Çimen Günay Erkol: “Kadir İnanır’ın, Cüneyt Arkın’ın canlandırdığı polis karakterlerine alışık gözlerimize farklı şeyler sundu Erdal Beşikçioğlu.”
okuma süresi 3 dakikaŞiddetli seviyorsun Behzat’ı, şiddetle takip etmediğini söyledin. İlk bölümü, ilk yayınladığında izledin mi mesela?
Dün ne yemek yediğini hatırlamayan birine talihsiz bir soru soruyorsun. Sanırım ilk bölümü izledim, zira Emrah Serbes’i edebiyatçı olarak biliyordum ve Behzat komiser televizyona transfer olacak şeklinde duyurular yapılmıştı. Ankara özlemiyle ve merakla tv başına geçtiğimizi hatırlıyorum ama bütün bunları ikinci bölümü seyrederken de yapmış olabiliriz ve onu birinci bölümü sanmışızdır, o da mümkün. Seyrettiğim “ilk” bölümdeki olayları da haliyle hiç hatırlamıyorum.
Behzat “fanatikliği” konusunda ne düşünüyorsun? İnsanların bunca sahip çıkması nasıl bir motivasyonun sonucu acaba?
“Fanatiklik” iyi bir şey değil. Burada fanatikliği yaratan motivasyonun varlığı mı yokluğu mu emin değilim. Bana daha çok yokluğu gibi geliyor. İnsanlar sahip çıkacak bir şeylerin arayışında olabilirler elbette ama bence kurmaca karakterleri sadece sevip hiç eleştirmiyorlarsa, okudukları her şeye inanıyorlarsa orada bir sorun var. Artık pikaçu gibi uçabilirim diye kendisini camdan dışarı bırakan çocuğun yaşlarında değiliz.
3 sezonluk dizi için bir cümle kurmanı istesem, ne dersin?
Behzat amirim çok derin yaralarımızı kanattın.
Medyanın sıfat bulamadığı, sonunda “fenomen”e sarıldığı bir dizi oldu Behzat Ç. Bu “fenomen”in dinamikleri nedir sence? Edebiyatla bir alaka kurmamız mümkün mü?
“Fenomen” medyanın “kuantum”dan sonra en sevdiği ikinci kelime, nereye koysan uyuyor.

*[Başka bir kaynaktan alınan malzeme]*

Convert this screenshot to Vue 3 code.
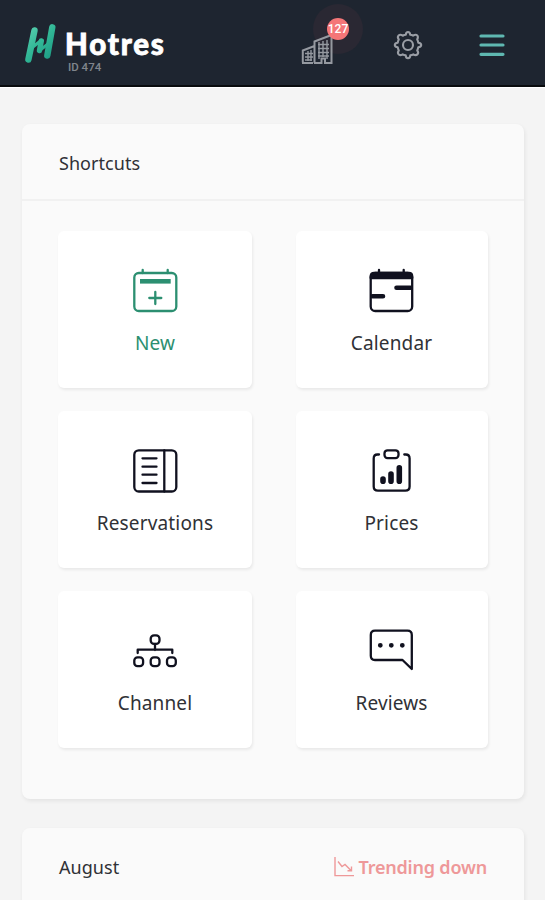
<script setup>
const shortcuts = [
  { key: 'new', label: 'New', active: true },
  { key: 'calendar', label: 'Calendar' },
  { key: 'reservations', label: 'Reservations' },
  { key: 'prices', label: 'Prices' },
  { key: 'channel', label: 'Channel' },
  { key: 'reviews', label: 'Reviews' }
];

const notifications = 127;
const hotelId = 474;
</script>

<template>
  <div class="page">
    <header class="topbar">
      <div class="brand">
        <svg class="brand-mark" width="34" height="42" viewBox="0 0 34 42">
          <defs>
            <linearGradient id="mark" gradientUnits="userSpaceOnUse" x1="2" y1="6" x2="32" y2="34">
              <stop offset="0" stop-color="#5bd0b0" />
              <stop offset="0.5" stop-color="#31b796" />
              <stop offset="1" stop-color="#1b9a83" />
            </linearGradient>
          </defs>
          <g fill="none" stroke="url(#mark)" stroke-linecap="round" stroke-linejoin="round">
            <path stroke-width="6.4" d="M11.5 7.5 5.4 36.5M29.3 4.3 24.3 32.5" />
            <path stroke-width="5.4" d="M18.3 18 16.5 27.5" />
            <path stroke-width="3" d="M10.5 23.5 18 17.5M16.5 27.5 25 21" />
          </g>
        </svg>
        <div class="brand-text">
          <div class="brand-name">Hotres</div>
          <div class="brand-id">ID {{ hotelId }}</div>
        </div>
      </div>

      <nav class="actions">
        <button type="button" class="action action--hotel">
          <span class="halo"></span>
          <svg width="34" height="34" viewBox="0 0 34 34" fill="none" stroke="#9599a0" stroke-width="2">
            <path d="M1.8 32.5V20.5L13.5 16M13.5 33V11.5L30.5 5V32.5M1 33H12M13 33H20.5V28.5H24V33H31.5" />
            <path stroke-width="1.4" d="M4 23.5H12M4 27H12M4 30H11M7 21V31M10 20V31M17 14.5H28M17 18.5H28M17 22.5H28M17 26H28M18 12V29M22 11V27M26 10V29" />
          </svg>
          <span class="badge">{{ notifications }}</span>
        </button>
        <button type="button" class="action action--settings">
          <svg width="30" height="30" viewBox="0 0 30 30" fill="none" stroke="#9a9ea5" stroke-width="2.1" stroke-linejoin="round">
            <path d="M12.8 4.8Q13 2 15 2T17.2 4.8Q18.7 5 20 5.7Q22.8 3.9 24.2 5.4T24.2 9.6Q25 11 25.3 12.7Q28.2 13 28.2 15T25.3 17.3Q25 19 24.2 20.4Q26 23 24.4 24.4T20.3 24.3Q19 25 17.3 25.3Q17 28.2 15 28.2T12.7 25.3Q11 25 9.7 24.3Q7 26 5.6 24.4T5.8 20.4Q5 19 4.7 17.3Q1.8 17 1.8 15T4.7 12.7Q5 11 5.8 9.6Q4 7 5.6 5.5T9.8 5.7Q11.2 5 12.8 4.8Z" />
            <circle cx="15" cy="15" r="5" />
          </svg>
        </button>
        <button type="button" class="action action--menu">
          <svg width="26" height="24" viewBox="0 0 26 24" stroke="#5fb8b1" stroke-width="3.2" stroke-linecap="round">
            <path d="M2 3H24M2 12H24M2 21.3H24" />
          </svg>
        </button>
      </nav>
    </header>

    <main class="content">
      <section class="card card--shortcuts">
        <div class="card-header">
          <h2 class="card-title">Shortcuts</h2>
        </div>
        <div class="tiles">
          <button
            v-for="item in shortcuts"
            :key="item.key"
            type="button"
            class="tile"
            :class="{ 'tile--active': item.active }"
          >
            <svg class="tile-icon" width="48" height="48" viewBox="0 0 48 48">
              <template v-if="item.key === 'new'">
                <rect x="3.3" y="6" width="42" height="38" rx="4.5" />
                <path d="M11.7 3V6M36.7 3V6" />
                <path stroke-width="4.6" stroke-linecap="butt" d="M9 14.3H39.7" />
                <path d="M24.3 25V37M18.3 31H30.3" />
              </template>
              <template v-else-if="item.key === 'calendar'">
                <rect x="2.7" y="6" width="41.5" height="38" rx="4.5" />
                <path d="M11 3V6M35.7 3V6" />
                <path class="solid" d="M2.7 11V9Q3 6 6 6H41Q44 6 44.2 9V11Z" />
                <path stroke-width="4.6" d="M28.5 20.7H42.5M4.5 29.3H15" />
              </template>
              <template v-else-if="item.key === 'reservations'">
                <rect x="3.3" y="3.3" width="42" height="41.2" rx="4.5" />
                <path d="M33.3 3.3V44.5M11.5 11.3H25.5M11.5 19.7H25.5M11.5 27.7H25.5M11.5 36H25.5" />
              </template>
              <template v-else-if="item.key === 'prices'">
                <path d="M11 7.5H9.5Q5.7 7.5 5.7 11.5V39.5Q5.7 43.7 10 43.7H37.3Q41.6 43.7 41.6 39.5V11.5Q41.6 7.5 37.8 7.5H36.3" />
                <rect x="16.5" y="3.3" width="14" height="7.8" rx="3" />
                <path stroke-width="5.6" d="M15 32V34.3M23 27V34.3M31.3 20.8V34.3" />
              </template>
              <template v-else-if="item.key === 'channel'">
                <rect x="19.7" y="8.3" width="8.8" height="8.6" rx="3.4" />
                <path d="M24 17V23M6.7 26V22.7H41.3V26" />
                <rect x="3.3" y="30.3" width="8.8" height="8.8" rx="3.2" />
                <rect x="19.7" y="30.3" width="8.8" height="8.8" rx="3.2" />
                <rect x="36" y="30.3" width="8.8" height="8.8" rx="3.2" />
              </template>
              <template v-else>
                <path d="M7 3.6H39.5Q43.8 3.6 43.8 8V42L34.5 33H7Q2.8 33 2.8 28.7V8Q2.8 3.6 7 3.6Z" />
                <path stroke-width="4.8" d="M12.3 18.3h.01M23.3 18.3h.01M34.3 18.3h.01" />
              </template>
            </svg>
            <span class="tile-label">{{ item.label }}</span>
          </button>
        </div>
      </section>

      <section class="card card--month">
        <div class="card-header">
          <h2 class="card-title">August</h2>
          <div class="trend">
            <svg width="20" height="20" viewBox="0 0 20 20" fill="none" stroke="#ee9899" stroke-width="1.4">
              <path d="M1 0V18.6H20" />
              <path d="M4 4.5 8 9.5 11 7.5 17 13.5M13.5 13.7H17.5V9.5" />
            </svg>
            <span>Trending down</span>
          </div>
        </div>
      </section>
    </main>
  </div>
</template>

<style>
body {
  margin: 0;
  background: #f4f4f4;
}
</style>

<style scoped>
.page {
  height: 900px;
  overflow: hidden;
  background: #f4f4f4;
  color: #303136;
  font-family: "Noto Sans", "Open Sans", sans-serif;
}

button {
  border: 0;
  padding: 0;
  background: none;
  font: inherit;
  color: inherit;
  cursor: pointer;
}

svg {
  display: block;
}

.topbar {
  box-sizing: border-box;
  height: 87px;
  padding: 0 40px 0 23px;
  display: flex;
  align-items: flex-start;
  justify-content: space-between;
  background: #1e2530;
  border-bottom: 2px solid #090b0e;
  box-shadow: 0 1px 0 #fff;
}

.brand {
  display: flex;
  padding-top: 23px;
}

.brand-text {
  padding: 5px 0 0 8px;
}

.brand-name {
  font-family: Lato, "Noto Sans", sans-serif;
  font-size: 29.5px;
  font-weight: 900;
  line-height: 32px;
  letter-spacing: 1.8px;
  color: #fff;
  -webkit-text-stroke: 0.8px #fff;
}

.brand-id {
  padding-left: 3px;
  font-family: Roboto, "Noto Sans", sans-serif;
  font-size: 11.5px;
  font-weight: 500;
  line-height: 15px;
  color: #80858d;
}

.actions {
  display: flex;
  align-items: flex-start;
}

.action {
  position: relative;
}

.action--hotel {
  margin: 30px 58px 0 0;
}

.action--settings {
  margin: 30px 56px 0 0;
}

.action--menu {
  margin-top: 33px;
}

.action--hotel svg {
  position: relative;
}

.halo {
  position: absolute;
  left: 12px;
  top: -26px;
  width: 50px;
  height: 50px;
  border-radius: 50%;
  background: #2a2833;
}

.badge {
  position: absolute;
  left: 26px;
  top: -12px;
  width: 22px;
  height: 22px;
  border-radius: 50%;
  background: #f47678;
  color: #fff;
  font-family: Roboto, sans-serif;
  font-size: 12px;
  font-weight: 500;
  line-height: 22px;
  text-align: center;
}

.content {
  padding: 37px 21px 0 22px;
}

.card {
  background: #fafafa;
  border-radius: 8px;
  box-shadow: 1px 2px 4px rgba(0, 0, 0, 0.07);
}

.card--shortcuts {
  height: 675px;
  margin-bottom: 29px;
}

.card--month {
  height: 200px;
}

.card-header {
  box-sizing: border-box;
  height: 77px;
  padding: 2px 37px 0;
  display: flex;
  align-items: center;
  justify-content: space-between;
  border-bottom: 2px solid #f1f1f1;
}

.card-title {
  margin: 0;
  font-size: 18px;
  font-weight: 400;
  letter-spacing: 0.05px;
}

.trend {
  display: flex;
  align-items: center;
  gap: 5px;
  font-size: 18px;
  font-weight: 600;
  letter-spacing: -0.2px;
  color: #ee9899;
}

.tiles {
  display: grid;
  grid-template-columns: 194px 192px;
  grid-auto-rows: 157px;
  gap: 23px 44px;
  padding: 30px 36px 0;
}

.tile {
  display: flex;
  flex-direction: column;
  align-items: center;
  padding-top: 36px;
  border-radius: 6px;
  background: #fff;
  box-shadow: 1px 2px 3px rgba(0, 0, 0, 0.07);
}

.tile-icon {
  fill: none;
  stroke: #10111f;
  stroke-width: 2.3;
  stroke-linecap: round;
  stroke-linejoin: round;
}

.tile-icon .solid {
  fill: #10111f;
}

.tile-label {
  margin-top: 16px;
  font-size: 19px;
  line-height: 24px;
  letter-spacing: 0.15px;
}

.tile:nth-child(even) .tile-label {
  padding-right: 1px;
}

.tile--active {
  color: #2c8f71;
}

.tile--active .tile-icon {
  stroke: #2c8f71;
}
</style>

Bu diziyi ayrıksı kılan herhalde öncelikle daha önce tv dizilerine pek konu olmayan olaylara el atması: Faili meçhullere, Cumartesi Anneleri’ne vs. Ama benim için fenomen olmasının sebebi tamamen mesleki deformasyon. Ben erkeklikler üzerine çalışıyorum ve bir cinayet komiserini sadece sorguya aldıklarına tekme tokat girişen biri olarak değil de, dertli koca, acılı âşık ve yenik baba olarak görmek, bir sürü erkeğin bu çelişkili karakterle özdeşleşmek için can atması beni düşündürüyor. Edebiyatla ilgi kurmak gerek, böyle karakterler edebiyatta yok muydu vardı, sonuçta nesiller Tutunamayanlar‘ın, Aylak Adam‘ın tezgâhından geçti. Erkekliği ile meselesi olan erkeklerdi bu romanların baş karakterleri. Burada da farklı bir boyut olarak polis kimliği devreye giriyor. Kadir İnanır’ın, Cüneyt Arkın’ın canlandırdığı polis karakterlerine alışık gözlerimize farklı şeyler sundu Erdal Beşikçioğlu.
Bitişi için ne düşünüyorsun? Sence miadını doldurmuş muydu? Yoksa erken mi gene de?
Bitiş kendi isteğiyle olmayınca erkenmiş gibi gelir, bize de öyle geliyor, ama tv’de uzun yıllar devam etmek zor. Tadında bittiğini düşünüyorum, kendini çok fazla tekrar etmeden. Yine de Akbaba’yı farklı bir rolde tiyatro sahnesinde seyretmeye henüz hazır değilim.